Psychological horror stands apart in the genre, wielding the fragility of human perception as its deadliest weapon. These films do not rely on gore or supernatural jump scares but instead unravel sanity thread by thread, leaving audiences questioning reality itself. From paranoia induced by isolation to the terror of repressed trauma, the best examples capture the essence of mind-based dread, turning the psyche into a labyrinth of fear.
- Ten masterful films that exemplify psychological horror through innovative storytelling and profound thematic depth.
- Analyses of key scenes, character breakdowns, and cultural impacts that reveal why these movies endure.
- Spotlights on visionary directors and actors who elevated mental torment to cinematic art.
Shattering Norms: Psycho and the Birth of the Unreliable Mind
Alfred Hitchcock’s Psycho (1960) redefined horror by thrusting viewers into the fractured psyche of Norman Bates, portrayed with chilling duality by Anthony Perkins. Marion Crane (Janet Leigh) steals money and flees, only to stumble upon the Bates Motel, where voyeurism and maternal obsession collide. The infamous shower scene, with its rapid cuts and Bernard Herrmann’s screeching strings, symbolises violation not just of the body but of the audience’s trust in narrative safety. Hitchcock’s use of subjective camera angles immerses us in Marion’s guilt-ridden hallucinations, blurring observer and observed.
The film’s power lies in its subversion of expectations; the mid-film protagonist shift forces reevaluation of every prior scene. Norman’s split personality, revealed through his mother’s preserved corpse, draws from real-life cases like Ed Gein, grounding the supernatural-seeming in psychological realism. Themes of sexual repression and Oedipal conflict echo Freudian theory, making the horror intimate and inescapable. Perkins’ performance, with subtle tics and wide-eyed innocence masking rage, cements Psycho as a cornerstone, influencing slasher tropes while prioritising mental disintegration over physical carnage.
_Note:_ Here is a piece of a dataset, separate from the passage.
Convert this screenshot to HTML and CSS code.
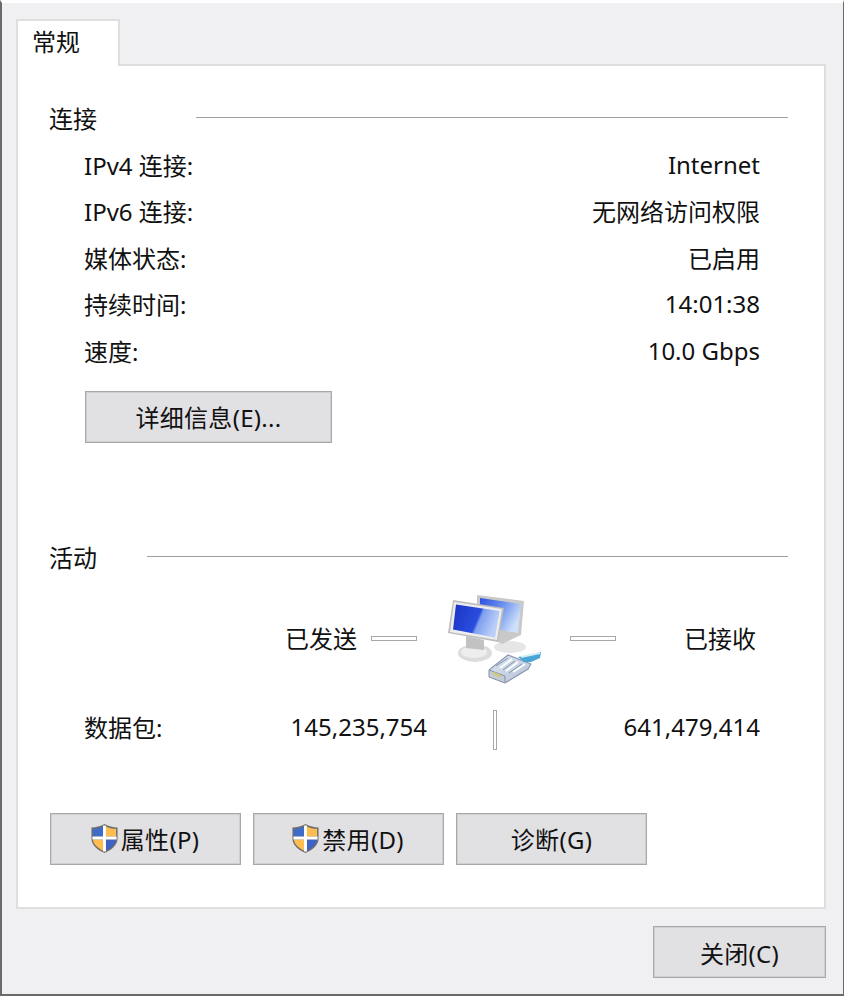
FILE: index.html
```html
<!DOCTYPE html>
<html lang="zh-CN">
<head>
<meta charset="utf-8">
<title>状态</title>
<link rel="stylesheet" href="styles.css">
</head>
<body>
<div class="window">
  <div class="tabs"><div class="tab">常规</div></div>
  <main class="panel">
    <section class="group conn">
      <div class="legend"><span class="ltext">连接</span><i class="rule"></i></div>
      <div class="rows">
        <div class="row"><span>IPv4 连接:</span><span>Internet</span></div>
        <div class="row"><span>IPv6 连接:</span><span>无网络访问权限</span></div>
        <div class="row"><span>媒体状态:</span><span>已启用</span></div>
        <div class="row"><span>持续时间:</span><span>14:01:38</span></div>
        <div class="row"><span>速度:</span><span>10.0 Gbps</span></div>
      </div>
      <button class="btn details">详细信息(E)...</button>
    </section>
    <section class="group act">
      <div class="legend"><span class="ltext">活动</span><i class="rule"></i></div>
      <div class="flow">
        <span class="sent">已发送</span>
        <i class="dash"></i>
        <svg class="net" width="110" height="100" viewBox="0 0 110 100">
          <defs>
            <linearGradient id="scr" x1="0" y1="0" x2="1" y2="0.3">
              <stop offset="0" stop-color="#1b33c4"/>
              <stop offset="0.6" stop-color="#2a4ede"/>
              <stop offset="0.66" stop-color="#7f9fef"/>
              <stop offset="1" stop-color="#b9cef8"/>
            </linearGradient>
            <linearGradient id="scrb" x1="0" y1="0" x2="1" y2="0.5">
              <stop offset="0" stop-color="#2a4fe0"/>
              <stop offset="0.55" stop-color="#6f95ee"/>
              <stop offset="1" stop-color="#cfe0fa"/>
            </linearGradient>
            <linearGradient id="plug" x1="0" y1="0" x2="1" y2="1">
              <stop offset="0" stop-color="#dfe6f0"/>
              <stop offset="1" stop-color="#b4c2d8"/>
            </linearGradient>
            <filter id="soft" x="-10%" y="-10%" width="120%" height="120%"><feGaussianBlur stdDeviation="0.7"/></filter>
          </defs>
          <g filter="url(#soft)">
            <ellipse cx="70" cy="57" rx="16" ry="6" fill="#e6e6e6"/>
            <path d="M37 5 L84 11 L81 45 L62 54 L37 42 Z" fill="#c9c9c9"/>
            <path d="M40 8 L81 14 L78 43 L60 40 L40 14 Z" fill="url(#scrb)"/>
            <ellipse cx="35" cy="63" rx="17" ry="9" fill="#dcdcdc"/>
            <ellipse cx="34" cy="62" rx="13" ry="6" fill="#eeeeee"/>
            <path d="M26 46 L44 50 L44 60 L26 58 Z" fill="#c2c2c2"/>
            <path d="M13 10 L64 18 L58 52 L8 43 Z" fill="#bdbdbd"/>
            <path d="M14 12 L62 19 L57 50 L10 42 Z" fill="#ededed"/>
            <path d="M16 14.500 L59.500 21 L55 47.500 L13 39.500 Z" fill="url(#scr)"/>
            <path d="M49 80 L68 65 L91 74 L88 79 L65 93 L49 87 Z" fill="url(#plug)"/>
            <path d="M49 80 L65 86 L65 93 L49 87 Z" fill="#c3ccd9" stroke="#87909f" stroke-width="1"/>
            <path d="M53 83 L61 86.500" stroke="#cfc984" stroke-width="3"/>
            <path d="M49 80 L68 65 L91 74" fill="none" stroke="#8d9ab2" stroke-width="1.200"/>
            <path d="M60 78 L72 69 M66 81 L78 72 M73 82 L85 74" stroke="#ffffff" stroke-width="1.800"/>
            <path d="M56 76 L68 68 M63 80 L75 71 M69 83 L82 74" stroke="#8493b0" stroke-width="1"/>
            <path d="M65 93 L88 79 L91 74" fill="none" stroke="#8a97b0" stroke-width="1.200"/>
            <path d="M78 67 L90 65 L101 62 L100 68 L91 72 L84 72 Z" fill="#4aa5d6"/>
            <path d="M81 67 L100 63" stroke="#d4eef8" stroke-width="2"/>
          </g>
        </svg>
        <i class="dash"></i>
        <span class="recv">已接收</span>
      </div>
      <div class="packets">
        <span class="plabel">数据包:</span>
        <span class="pnum psent">145,235,754</span>
        <i class="vbar"></i>
        <span class="pnum precv">641,479,414</span>
      </div>
      <div class="actions">
        <button class="btn act-btn">
          <svg class="shield" width="29" height="31" viewBox="0 0 30 32"><path d="M15 1 C11 3.500 6 4.500 1.500 4.500 L1.500 16 C1.500 23 8 28 15 31 C22 28 28.500 23 28.500 16 L28.500 4.500 C24 4.500 19 3.500 15 1 Z" fill="#6d6d6d"/><path d="M13.500 3.500 C10.500 5 7 6 3 6 L3 14 L13.500 14 Z" fill="#3f6bc8"/><path d="M16.500 3.500 C19.500 5 23 6 27 6 L27 14 L16.500 14 Z" fill="#fdbd50"/><path d="M3 17 L13.500 17 L13.500 28.500 C8 26 3.500 22 3 17 Z" fill="#fdbd50"/><path d="M16.500 17 L27 17 C26.500 22 22 26 16.500 28.500 Z" fill="#3f63c4"/><path d="M15 2.500 L15 29.500 M2.500 15.500 L27.500 15.500" stroke="#fff" stroke-width="3"/></svg>
          属性(P)
        </button>
        <button class="btn act-btn">
          <svg class="shield" width="29" height="31" viewBox="0 0 30 32"><path d="M15 1 C11 3.500 6 4.500 1.500 4.500 L1.500 16 C1.500 23 8 28 15 31 C22 28 28.500 23 28.500 16 L28.500 4.500 C24 4.500 19 3.500 15 1 Z" fill="#6d6d6d"/><path d="M13.500 3.500 C10.500 5 7 6 3 6 L3 14 L13.500 14 Z" fill="#3f6bc8"/><path d="M16.500 3.500 C19.500 5 23 6 27 6 L27 14 L16.500 14 Z" fill="#fdbd50"/><path d="M3 17 L13.500 17 L13.500 28.500 C8 26 3.500 22 3 17 Z" fill="#fdbd50"/><path d="M16.500 17 L27 17 C26.500 22 22 26 16.500 28.500 Z" fill="#3f63c4"/><path d="M15 2.500 L15 29.500 M2.500 15.500 L27.500 15.500" stroke="#fff" stroke-width="3"/></svg>
          禁用(D)
        </button>
        <button class="btn act-btn">诊断(G)</button>
      </div>
    </section>
  </main>
  <footer class="foot"><button class="btn close">关闭(C)</button></footer>
</div>
</body>
</html>
```
FILE: styles.css
```css
* { box-sizing: border-box; }
html, body { margin: 0; height: 100%; }
body {
  width: 844px;
  height: 996px;
  overflow: hidden;
  font-family: "Noto Sans", "Noto Sans CJK SC", sans-serif;
  font-size: 24px;
  color: #111;
  background: #f0eff2;
}
.window {
  width: 844px;
  height: 996px;
  border-left: 2px solid #6a6a6a;
  border-right: 1px solid #6a6a6a;
  border-bottom: 2px solid #6a6a6a;
  border-top: 3px solid #fff;
  padding: 16px 18px 0 14px;
  display: flex;
  flex-direction: column;
}
.tabs { display: flex; height: 45px; }
.tab {
  width: 104px;
  height: 47px;
  background: #fff;
  border: 2px solid #dedede;
  border-bottom: 0;
  padding-left: 14px;
  line-height: 42px;
  position: relative;
  z-index: 1;
}
.panel {
  width: 810px;
  height: 845px;
  flex: none;
  background: #fff;
  border: 2px solid #dedede;
  padding: 0 36px 0 31px;
}
.legend {
  display: flex;
  align-items: center;
  height: 36px;
}
.ltext { flex: none; width: 48px; white-space: nowrap; margin-bottom: 4px; }
.rule { display: block; height: 1px; background: #a0a0a0; margin-top: -4px; }
.conn .legend { margin-top: 35px; }
.conn .rule { width: 592px; margin-left: 99px; }
.act .rule { width: 641px; margin-left: 50px; }
.rows { padding: 4px 28px 0 35px; }
.row {
  display: flex;
  justify-content: space-between;
  align-items: center;
  height: 46.5px;
}
.btn {
  font: inherit;
  letter-spacing: 0.3px;
  color: #111;
  background: #e1e0e3;
  border: 1px solid #a8a8a8;
  box-shadow: inset 0 0 0 1px #cfcfd1;
  padding: 0;
  display: flex;
  align-items: center;
  justify-content: center;
}
.details { width: 247px; height: 52px; margin: 17px 0 0 36px; }
.act { margin-top: 98px; }
.flow { display: flex; align-items: center; height: 100px; margin-top: 13px; }
.sent { margin: 0 0 4px 236px; width: 72px; }
.recv { width: 72px; margin: 0 0 4px 68px; }
.dash { display: block; flex: none; width: 46px; height: 5px; border: 1px solid #a8a8a8; background: #fff; margin-top: -2px; }
.sent + .dash { margin-left: 14px; margin-right: 23px; }
.net { margin-right: 20px; flex: none; }
.packets { display: flex; align-items: center; height: 40px; margin-top: 20px; padding-left: 35px; }
.plabel { width: 205px; margin-bottom: 6px; }
.pnum { width: 138px; text-align: right; flex: none; margin-bottom: 6px; }
.vbar { display: block; flex: none; width: 4px; height: 40px; border: 1px solid #a8a8a8; margin-left: 66px; }
.precv { width: 263px; }
.actions { display: flex; gap: 12px; margin: 63px 0 0 1px; }
.act-btn { width: 191px; height: 52px; }
.shield { margin: 0 2px 0 -2px; flex: none; }
.foot { display: flex; justify-content: flex-end; margin: 17px -1px 0 0; }
.close { width: 173px; height: 52px; }
```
Hitchcock’s meticulous production, shot in stark black-and-white to heighten shadows and ambiguity, underscores how lighting manipulates perception. The parlour scene’s dim glow fosters unease, foreshadowing the cellar revelation. Critically, the film grossed over $32 million on a $800,000 budget, proving psychological terror’s commercial viability and spawning endless imitators.
Sensory Overload: Repulsion’s Claustrophobic Descent
Roman Polanski’s Repulsion (1965) plunges into the mind of Carol Ledoux (Catherine Deneuve), a Belgian manicurist whose sexual aversion spirals into hallucinatory violence. Isolated in her London flat, walls crack like her fracturing psyche, hands emerge from banisters to grope her, and imagined assailants rape her in nightmarish sequences. Polanski’s debut British film employs subjective sound design, with echoing heartbeats and distorted breaths amplifying dissociation.
Deneuve’s vacant stare and catatonic episodes convey repressed trauma, possibly incestuous, without exposition. The rabbit carcass rotting on the table mirrors her decay, a visceral symbol of purity corrupted. Cinematographer Gilbert Taylor’s fish-eye lenses warp spaces, externalising internal chaos. The film’s slow build, from mundane routines to brutal murders of suitors, builds dread through anticipation rather than action.
Influenced by Ingmar Bergman’s introspection, Repulsion critiques patriarchal entitlement, as men’s advances trigger Carol’s breakdowns. Polanski shot chronologically to capture Deneuve’s genuine unraveling, enhancing authenticity. Its Palme d’Or nomination signalled psychological horror’s artistic legitimacy, paving the way for Rosemary’s Baby.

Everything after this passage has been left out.